Non basta neppure la buona volontà del cast, all’interno del quale spicca la vocalità pirotecnica e squillante, seppure a tratti un po’ aguzza e sovraesposta, della Lisetta del soprano siberiano Irina Dubrovskaya. Accanto a lei si segnala il Pasquale dal solido mestiere di Andrea Patucelli, del tutto a proprio agio in un ruolo vocalmente poco impegnativo. Apprezzabile ed apprezzato dal pubblico, che al termine della pomeridiana cui si riferiscono queste note applaude lo spettacolo con condiscendente cordialità, l’apporto di tutti gli altri interpreti: Giorgio Misseri (Il marchese); Carlo Checchi (Frontino); Michela Antenucci (Costanza); Francesco Basso (Il barone); Christian Collia (Il cavaliere/un sergente).
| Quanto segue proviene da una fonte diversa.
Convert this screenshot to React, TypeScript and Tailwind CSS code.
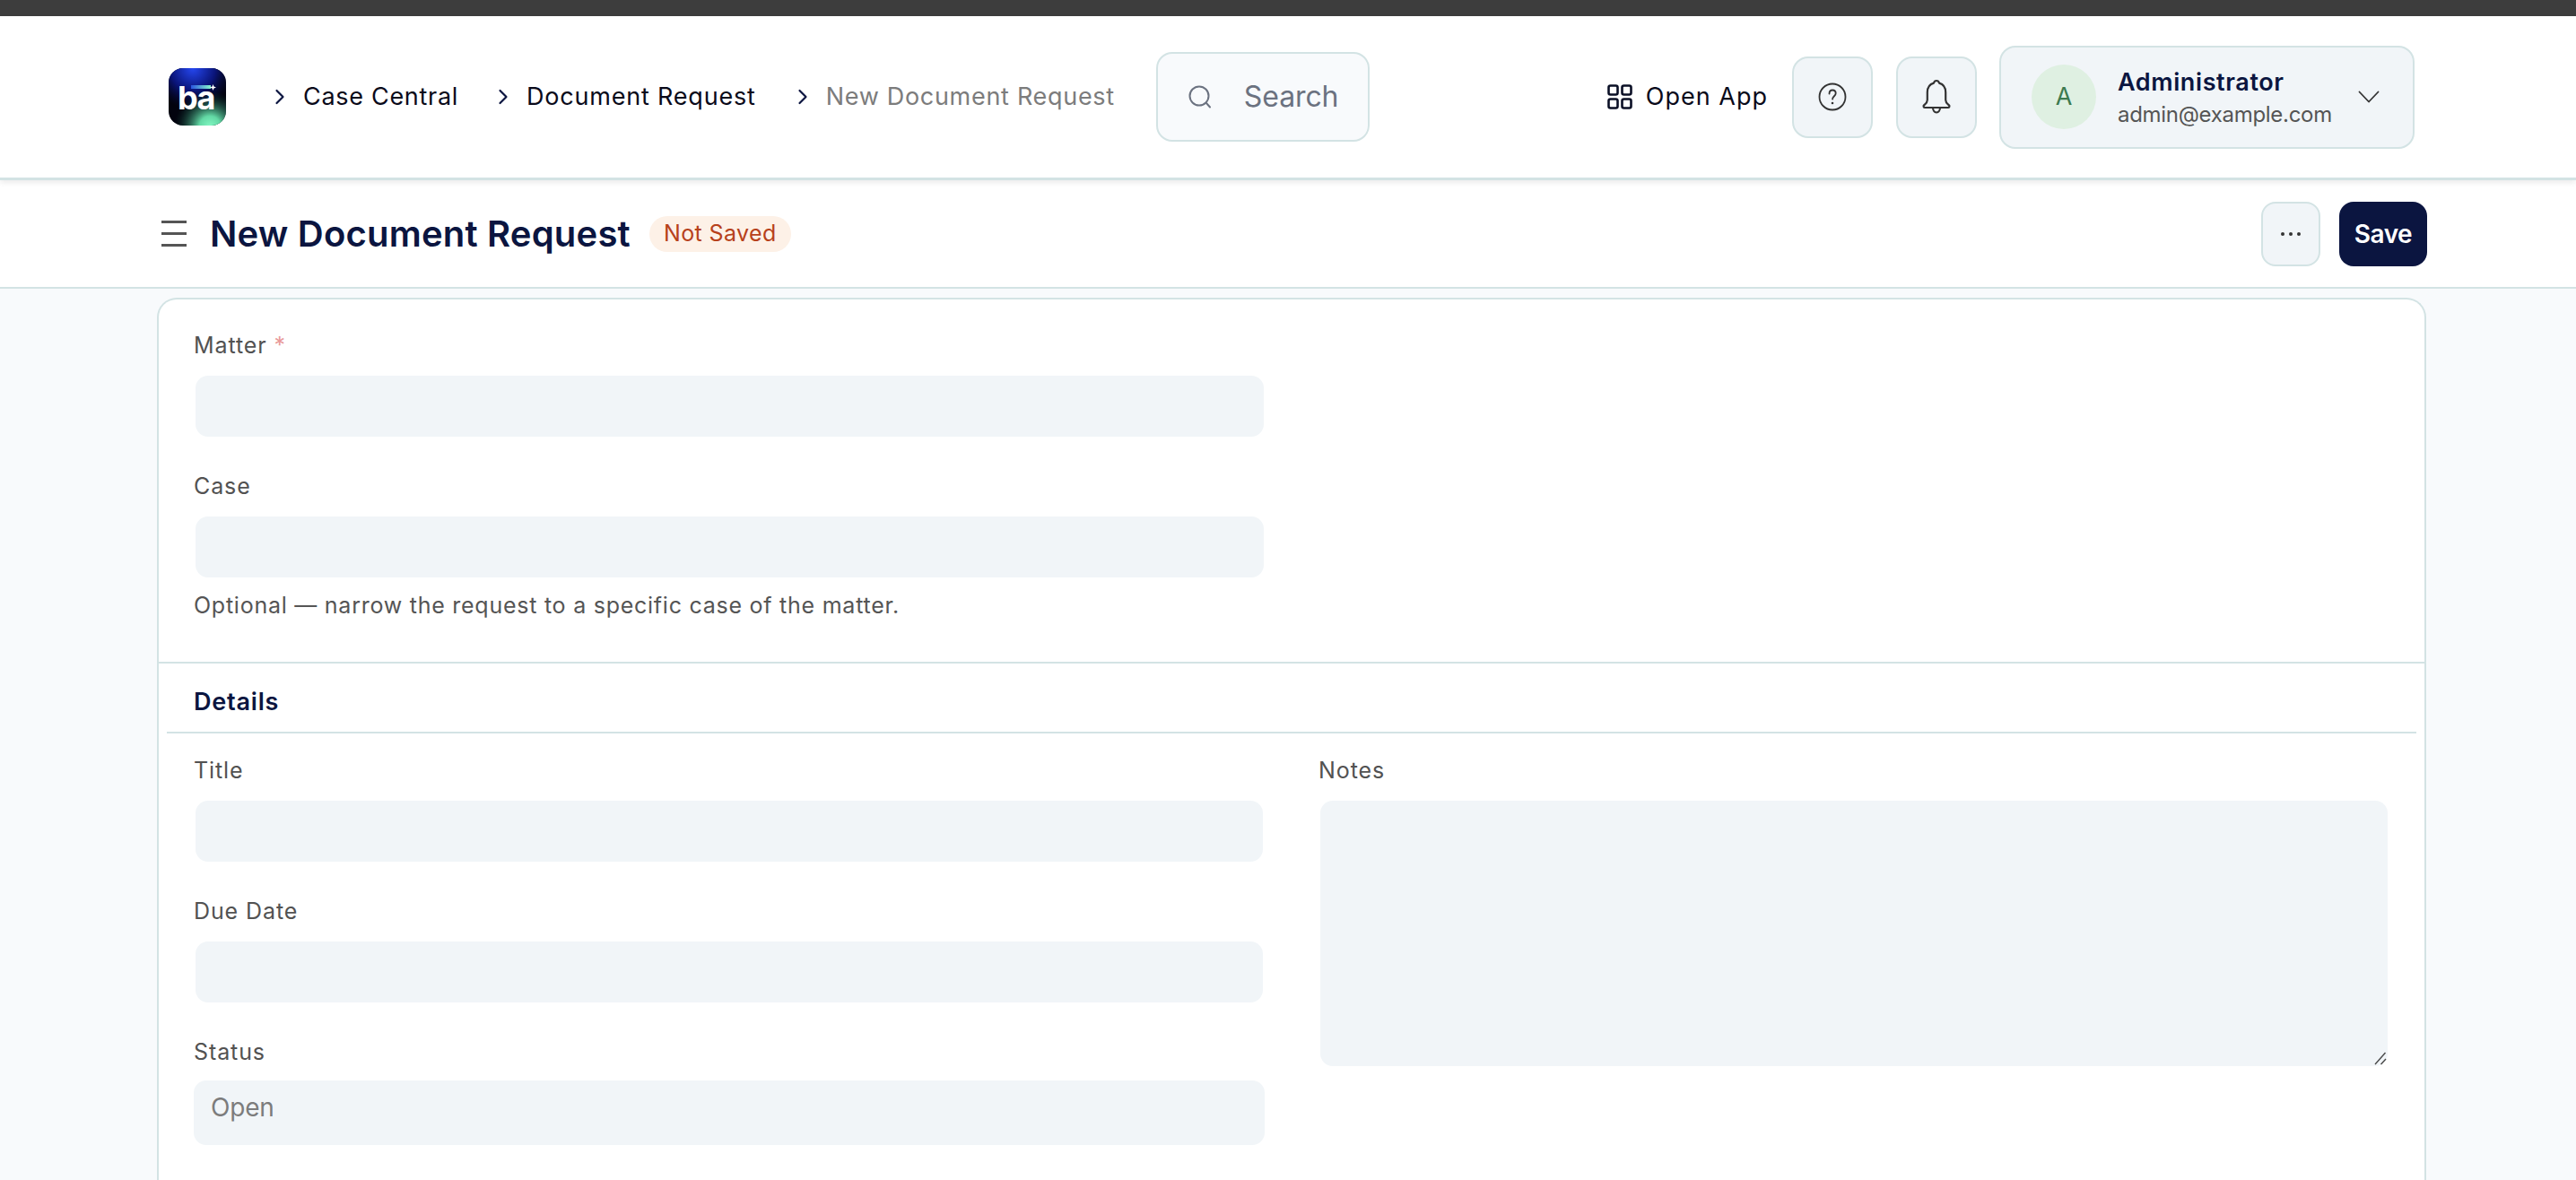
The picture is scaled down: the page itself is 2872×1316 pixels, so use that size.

Non basta, infine, a sostenere il tutto, neanche la musica, con la sua convenzionale gradevolezza, nonostante la bravura del direttore e maestro al cembalo, Gianluca Capuano, che fa tutto quello che deve e che può, mostrando doti significative e accompagnando con grande attenzione il palcoscenico.
Niente basta, insomma, per sostenere ciò che, alla prova del palcoscenico, si mostra insostenibile. E, mentre si esce dal teatro, si pensa che la pochezza di ciò cui si è assistito può servire almeno a farsi una pallida idea di che cosa può aver significato, di lì a qualche anno, l’irruzione sullo stesso palcoscenico del San Moisè delle prime farse del giovanissimo Rossini, che surclassa e travolge i vecchi modelli seppellendoli definitivamente con la forza di una creatività, di una energia ritmica, di una efficacia teatrale, prima inimmaginabili.